Cada versão do Ato 3 conta com três finais possíveis, fazendo com que existam nove finais ao todo — três ruins, três médios, dois bons e um perfeito. O problema é que, apesar de um ponto específico mudar bastante dependendo de qual versão do Ato 3 o jogador consegue, ainda assim a maior parte dos diálogos utilizados é a mesma, algo que se estende para os trechos finais em si, fazendo com que na prática sejam só quatro finais (isso porque o final perfeito consegue ser um tanto diferente do resto). No lançamento inicial para itch.io, foi informado que a versão contava com três finais, algo que talvez acabou só sendo reaproveitado para estender a experiência do jogador de alguma forma.
NVDA entrega um roteiro sólido, mas que poderia ser melhor aproveitado em alguns pontos.

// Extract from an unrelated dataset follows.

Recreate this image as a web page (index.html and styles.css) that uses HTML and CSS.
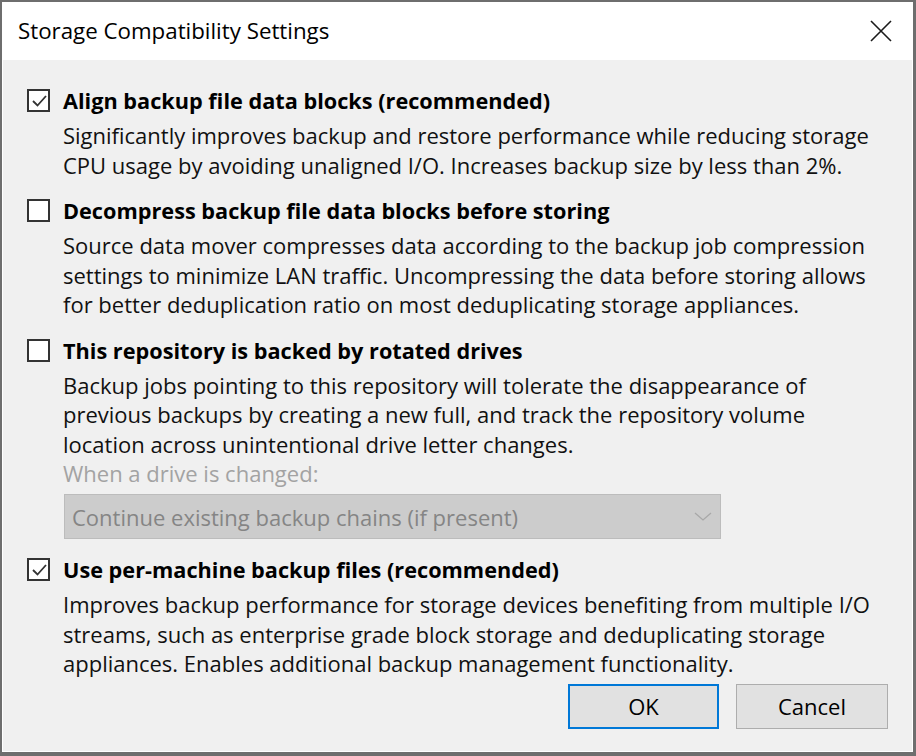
FILE: index.html
```html
<!DOCTYPE html>
<html>
<head>
<meta charset="utf-8">
<link rel="stylesheet" href="styles.css">
</head>
<body>
<div class="window">
  <div class="titlebar">
    <span class="title">Storage Compatibility Settings</span>
    <svg class="close" width="24" height="24" viewBox="0 0 24 24"><path d="M2 2 L22 22 M22 2 L2 22" stroke="#1a1a1a" stroke-width="1.6" fill="none"/></svg>
  </div>
  <div class="content">
    <div class="option">
      <div class="head">
        <span class="check checked"><svg width="18" height="18" viewBox="0 0 18 18"><path d="M3 9 L7.5 13.5 L16 4" stroke="#333" stroke-width="1.8" fill="none"/></svg></span>
        <span class="label">Align backup file data blocks (recommended)</span>
      </div>
      <p class="desc">Significantly improves backup and restore performance while reducing storage<br>CPU usage by avoiding unaligned I/O. Increases backup size by less than 2%.</p>
    </div>
    <div class="option">
      <div class="head">
        <span class="check"></span>
        <span class="label">Decompress backup file data blocks before storing</span>
      </div>
      <p class="desc">Source data mover compresses data according to the backup job compression<br>settings to minimize LAN traffic. Uncompressing the data before storing allows<br>for better deduplication ratio on most deduplicating storage appliances.</p>
    </div>
    <div class="option">
      <div class="head">
        <span class="check"></span>
        <span class="label">This repository is backed by rotated drives</span>
      </div>
      <p class="desc">Backup jobs pointing to this repository will tolerate the disappearance of<br>previous backups by creating a new full, and track the repository volume<br>location across unintentional drive letter changes.</p>
      <p class="desc disabled">When a drive is changed:</p>
      <div class="combo">
        <span>Continue existing backup chains (if present)</span>
        <svg width="18" height="10" viewBox="0 0 18 10"><path d="M1 1 L9 8 L17 1" stroke="#a8a8a8" stroke-width="1.3" fill="none"/></svg>
      </div>
    </div>
    <div class="option">
      <div class="head">
        <span class="check checked"><svg width="18" height="18" viewBox="0 0 18 18"><path d="M3 9 L7.5 13.5 L16 4" stroke="#333" stroke-width="1.8" fill="none"/></svg></span>
        <span class="label">Use per-machine backup files (recommended)</span>
      </div>
      <p class="desc">Improves backup performance for storage devices benefiting from multiple I/O<br>streams, such as enterprise grade block storage and deduplicating storage<br>appliances. Enables additional backup management functionality.</p>
    </div>
    <div class="buttons">
      <button class="btn default">OK</button>
      <button class="btn">Cancel</button>
    </div>
  </div>
</div>
</body>
</html>
```

FILE: styles.css
```css
html, body {
  margin: 0;
  padding: 0;
  width: 916px;
  height: 756px;
  overflow: hidden;
  background: #ffffff;
}
body {
  font-family: "Open Sans", "Noto Sans", sans-serif;
  font-size: 22px;
  color: #000;
}
.window {
  box-sizing: border-box;
  width: 916px;
  height: 756px;
  border: 2px solid #6e6e6e;
  border-right-width: 3px;
  border-bottom-width: 4px;
  display: flex;
  flex-direction: column;
}
.titlebar {
  height: 58px;
  background: #fff;
  display: flex;
  align-items: center;
  justify-content: space-between;
  padding: 0 20px 0 16px;
  flex-shrink: 0;
}
.title {
  font-size: 22.3px;
  color: #000;
  margin-top: -1px;
}
.close {
  margin-top: -1px;
}
.content {
  flex: 1;
  background: #f0f0f0;
  border-left: 1px solid #fff;
  border-right: 1px solid #fff;
  border-bottom: 1px solid #fff;
  padding: 26px 0 0 24px;
  display: flex;
  flex-direction: column;
  gap: 16px;
}
.option {
  display: flex;
  flex-direction: column;
}
.head {
  display: flex;
  align-items: center;
  gap: 13px;
  height: 29.5px;
}
.check {
  box-sizing: border-box;
  width: 23px;
  height: 23px;
  border: 2px solid #333;
  background: #fff;
  display: flex;
  align-items: center;
  justify-content: center;
}
.check svg {
  display: block;
}
.label {
  font-weight: 700;
  font-size: 21.7px;
  white-space: nowrap;
}
.desc {
  margin: 0;
  padding-left: 36px;
  line-height: 29.5px;
  white-space: nowrap;
  color: #111;
}
.head + .desc {
  margin-top: 5.5px;
}
.desc.disabled {
  color: #a3a3a3;
  line-height: 28px;
}
.combo {
  box-sizing: border-box;
  margin: 7px 0 0 37px;
  width: 657px;
  height: 45px;
  background: #cccccc;
  border: 1px solid #bcbcbc;
  display: flex;
  align-items: center;
  justify-content: space-between;
  padding: 0 8px 0 7px;
  color: #858585;
}
.buttons {
  display: flex;
  justify-content: flex-end;
  gap: 17px;
  padding-right: 24px;
  margin-top: -11px;
}
.btn {
  box-sizing: border-box;
  width: 152px;
  height: 45px;
  background: #e1e1e1;
  border: 1px solid #adadad;
  font-family: "Open Sans", "Noto Sans", sans-serif;
  font-size: 22px;
  color: #000;
  padding: 0;
}
.btn.default {
  border: 2px solid #0078d7;
  width: 151px;
}
```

O jogo usa bem das características de visual novels para contar sua história, propondo um sistema de escolhas simples, mas funcional o suficiente para até o público mais desfamiliarizado entender.
Infelizmente, o sistema utilizado não abre muita brecha para a existência de um fluxograma de escolhas, algo bem útil que é normalmente usado nas visual novels mais atuais. No entanto, o sistema de pular falas é bem programado e consegue dar conta de entregar uma experiência fácil para o leitor pegar todos os finais sem problemas.
No fim, torço para que o Studio Kraken e outros desenvolvedores brasileiros consigam futuramente ter recursos para a criação de projetos mais ambiciosos no mundo das visual novels e assim reforçar ainda mais o potencial do Brasil no cenário mundial de games.
NVDA já está disponível para PC via Steam, com preço “de capa” de 14,99 reais. O Studio Kraken forneceu gratuitamente uma cópia do jogo para a produção desta resenha.
O texto presente nesta resenha é de responsabilidade de seu autor e não reflete necessariamente a opinião do site JBox.